**PROBLEM:** Reproduce each line from the records that holds "this".

**THE DATA:**
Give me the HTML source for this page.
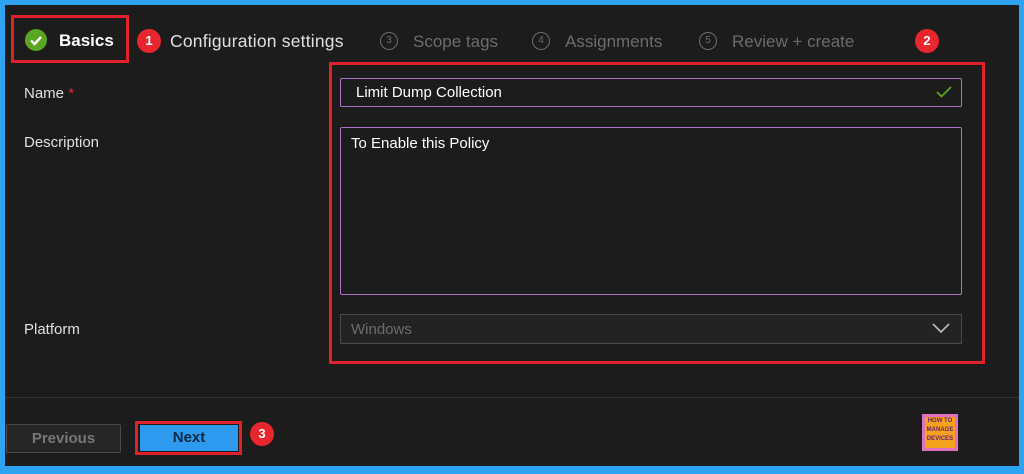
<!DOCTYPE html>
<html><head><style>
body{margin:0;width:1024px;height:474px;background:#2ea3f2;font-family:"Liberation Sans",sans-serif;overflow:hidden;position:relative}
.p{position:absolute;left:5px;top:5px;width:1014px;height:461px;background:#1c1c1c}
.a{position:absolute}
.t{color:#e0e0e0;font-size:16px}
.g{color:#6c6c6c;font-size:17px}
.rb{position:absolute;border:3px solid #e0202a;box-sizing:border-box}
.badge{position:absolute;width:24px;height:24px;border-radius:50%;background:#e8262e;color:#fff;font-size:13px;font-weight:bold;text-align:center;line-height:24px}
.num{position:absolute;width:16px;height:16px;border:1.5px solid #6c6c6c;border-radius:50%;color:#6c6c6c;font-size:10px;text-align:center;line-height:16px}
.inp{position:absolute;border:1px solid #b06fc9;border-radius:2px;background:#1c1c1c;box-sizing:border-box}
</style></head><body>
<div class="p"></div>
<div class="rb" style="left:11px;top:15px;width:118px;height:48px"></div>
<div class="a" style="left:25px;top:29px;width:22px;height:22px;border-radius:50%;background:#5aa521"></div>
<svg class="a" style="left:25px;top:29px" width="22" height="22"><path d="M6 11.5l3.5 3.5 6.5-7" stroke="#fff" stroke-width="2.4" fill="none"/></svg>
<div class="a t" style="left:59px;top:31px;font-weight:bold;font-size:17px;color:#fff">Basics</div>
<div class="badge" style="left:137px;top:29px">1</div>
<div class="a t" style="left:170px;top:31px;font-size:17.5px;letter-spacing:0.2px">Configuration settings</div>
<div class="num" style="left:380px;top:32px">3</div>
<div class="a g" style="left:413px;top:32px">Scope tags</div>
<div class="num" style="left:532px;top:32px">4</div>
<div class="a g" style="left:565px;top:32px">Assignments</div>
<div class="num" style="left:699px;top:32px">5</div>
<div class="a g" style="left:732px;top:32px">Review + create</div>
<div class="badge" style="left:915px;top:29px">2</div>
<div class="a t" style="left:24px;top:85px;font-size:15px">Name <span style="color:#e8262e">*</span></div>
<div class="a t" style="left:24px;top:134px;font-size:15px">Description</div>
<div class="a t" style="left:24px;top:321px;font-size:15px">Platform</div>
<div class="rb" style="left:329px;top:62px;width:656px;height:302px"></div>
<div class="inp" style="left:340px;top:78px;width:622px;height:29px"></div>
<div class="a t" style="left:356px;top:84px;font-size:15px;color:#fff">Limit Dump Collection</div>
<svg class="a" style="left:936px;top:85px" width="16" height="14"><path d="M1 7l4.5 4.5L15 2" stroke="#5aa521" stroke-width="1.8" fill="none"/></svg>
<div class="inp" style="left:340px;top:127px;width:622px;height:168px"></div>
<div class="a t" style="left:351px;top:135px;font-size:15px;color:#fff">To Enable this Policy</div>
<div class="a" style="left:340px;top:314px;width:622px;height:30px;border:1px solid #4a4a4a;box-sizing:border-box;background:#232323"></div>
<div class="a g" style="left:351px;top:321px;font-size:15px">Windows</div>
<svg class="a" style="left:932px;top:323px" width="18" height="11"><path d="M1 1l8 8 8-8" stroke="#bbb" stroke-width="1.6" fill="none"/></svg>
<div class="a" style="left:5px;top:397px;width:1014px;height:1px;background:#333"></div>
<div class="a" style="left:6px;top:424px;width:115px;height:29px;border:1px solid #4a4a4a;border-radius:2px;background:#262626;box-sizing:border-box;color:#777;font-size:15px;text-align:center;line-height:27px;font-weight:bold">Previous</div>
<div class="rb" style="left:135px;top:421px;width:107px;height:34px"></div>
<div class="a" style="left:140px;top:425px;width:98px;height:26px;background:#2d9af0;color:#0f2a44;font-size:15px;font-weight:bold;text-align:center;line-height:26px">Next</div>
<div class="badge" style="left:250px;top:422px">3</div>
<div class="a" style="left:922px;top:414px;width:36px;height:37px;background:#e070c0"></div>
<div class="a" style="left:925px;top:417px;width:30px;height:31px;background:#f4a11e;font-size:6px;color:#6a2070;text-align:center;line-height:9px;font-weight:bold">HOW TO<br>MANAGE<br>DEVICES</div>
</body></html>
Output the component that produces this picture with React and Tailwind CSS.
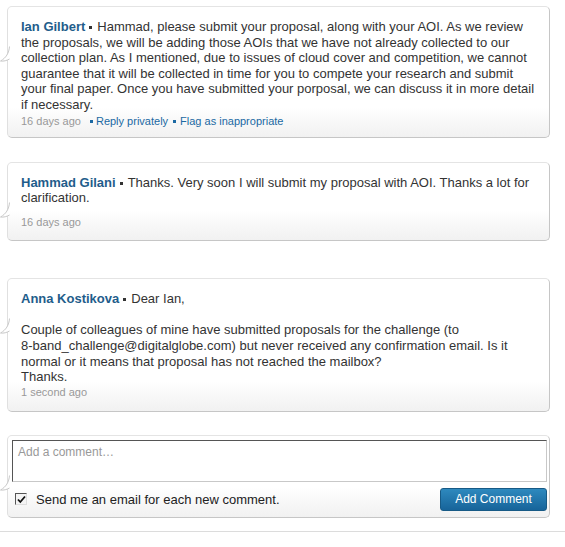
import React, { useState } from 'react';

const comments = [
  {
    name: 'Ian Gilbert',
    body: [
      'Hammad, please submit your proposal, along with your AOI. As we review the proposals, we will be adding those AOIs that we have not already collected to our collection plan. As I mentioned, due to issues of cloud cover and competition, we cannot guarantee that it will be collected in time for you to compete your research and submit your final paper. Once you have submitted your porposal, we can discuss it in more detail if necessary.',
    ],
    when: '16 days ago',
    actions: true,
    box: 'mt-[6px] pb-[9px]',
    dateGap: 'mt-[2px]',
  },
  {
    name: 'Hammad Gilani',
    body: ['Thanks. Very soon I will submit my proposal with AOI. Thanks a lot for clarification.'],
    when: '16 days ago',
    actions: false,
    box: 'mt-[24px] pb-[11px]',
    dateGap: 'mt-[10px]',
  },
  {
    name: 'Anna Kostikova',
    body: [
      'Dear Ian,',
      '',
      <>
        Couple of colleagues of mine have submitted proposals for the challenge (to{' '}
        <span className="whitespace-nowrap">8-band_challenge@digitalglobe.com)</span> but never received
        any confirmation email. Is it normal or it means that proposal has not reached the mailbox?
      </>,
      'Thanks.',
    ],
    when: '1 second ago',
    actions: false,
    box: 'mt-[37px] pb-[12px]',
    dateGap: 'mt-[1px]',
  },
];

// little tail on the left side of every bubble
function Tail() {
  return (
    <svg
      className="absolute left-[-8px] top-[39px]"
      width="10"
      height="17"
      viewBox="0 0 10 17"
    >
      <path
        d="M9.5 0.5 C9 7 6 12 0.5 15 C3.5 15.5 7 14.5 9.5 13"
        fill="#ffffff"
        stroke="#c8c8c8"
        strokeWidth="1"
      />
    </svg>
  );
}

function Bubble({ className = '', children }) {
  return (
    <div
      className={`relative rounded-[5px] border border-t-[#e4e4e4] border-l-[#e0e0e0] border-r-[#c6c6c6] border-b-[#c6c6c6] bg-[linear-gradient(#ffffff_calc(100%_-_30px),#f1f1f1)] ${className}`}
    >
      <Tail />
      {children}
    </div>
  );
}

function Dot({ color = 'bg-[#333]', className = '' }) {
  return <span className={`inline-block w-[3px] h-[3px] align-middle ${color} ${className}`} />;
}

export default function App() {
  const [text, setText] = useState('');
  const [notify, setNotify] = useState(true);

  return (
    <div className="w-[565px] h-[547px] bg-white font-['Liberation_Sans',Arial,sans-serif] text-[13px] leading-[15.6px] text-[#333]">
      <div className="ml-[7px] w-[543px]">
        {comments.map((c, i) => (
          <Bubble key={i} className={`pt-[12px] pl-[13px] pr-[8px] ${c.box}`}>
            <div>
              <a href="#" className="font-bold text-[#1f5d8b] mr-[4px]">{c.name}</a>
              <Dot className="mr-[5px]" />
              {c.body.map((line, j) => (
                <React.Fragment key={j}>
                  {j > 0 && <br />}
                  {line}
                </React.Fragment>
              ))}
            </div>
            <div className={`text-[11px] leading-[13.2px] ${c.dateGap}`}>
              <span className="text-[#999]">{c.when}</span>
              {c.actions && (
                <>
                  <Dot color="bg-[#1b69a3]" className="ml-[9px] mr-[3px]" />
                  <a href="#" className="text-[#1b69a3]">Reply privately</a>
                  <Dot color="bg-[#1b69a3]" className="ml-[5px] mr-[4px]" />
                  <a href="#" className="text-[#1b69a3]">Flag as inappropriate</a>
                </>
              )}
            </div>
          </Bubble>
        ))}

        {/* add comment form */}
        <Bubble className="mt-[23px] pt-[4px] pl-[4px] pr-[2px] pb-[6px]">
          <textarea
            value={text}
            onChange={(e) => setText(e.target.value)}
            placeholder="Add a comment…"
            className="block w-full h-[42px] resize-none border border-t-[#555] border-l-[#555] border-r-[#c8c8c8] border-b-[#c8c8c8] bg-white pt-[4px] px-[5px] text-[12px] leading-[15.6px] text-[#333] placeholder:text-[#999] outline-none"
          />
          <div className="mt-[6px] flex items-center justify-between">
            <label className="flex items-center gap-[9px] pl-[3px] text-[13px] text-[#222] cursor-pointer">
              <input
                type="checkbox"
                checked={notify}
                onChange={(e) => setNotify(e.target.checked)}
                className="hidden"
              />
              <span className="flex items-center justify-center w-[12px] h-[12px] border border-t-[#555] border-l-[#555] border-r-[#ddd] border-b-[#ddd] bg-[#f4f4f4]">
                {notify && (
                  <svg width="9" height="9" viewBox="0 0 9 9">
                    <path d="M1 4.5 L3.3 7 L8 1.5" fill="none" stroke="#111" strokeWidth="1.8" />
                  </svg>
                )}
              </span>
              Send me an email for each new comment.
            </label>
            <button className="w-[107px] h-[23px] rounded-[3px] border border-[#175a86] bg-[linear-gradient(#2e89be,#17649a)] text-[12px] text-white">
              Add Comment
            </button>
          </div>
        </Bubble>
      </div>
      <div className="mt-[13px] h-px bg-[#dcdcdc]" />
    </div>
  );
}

**SOLUTION:**
Give me the HTML source for this page.
<div class="a t" style="left:351px;top:135px;font-size:15px;color:#fff">To Enable this Policy</div>
Output the component that produces this picture with React and Tailwind CSS.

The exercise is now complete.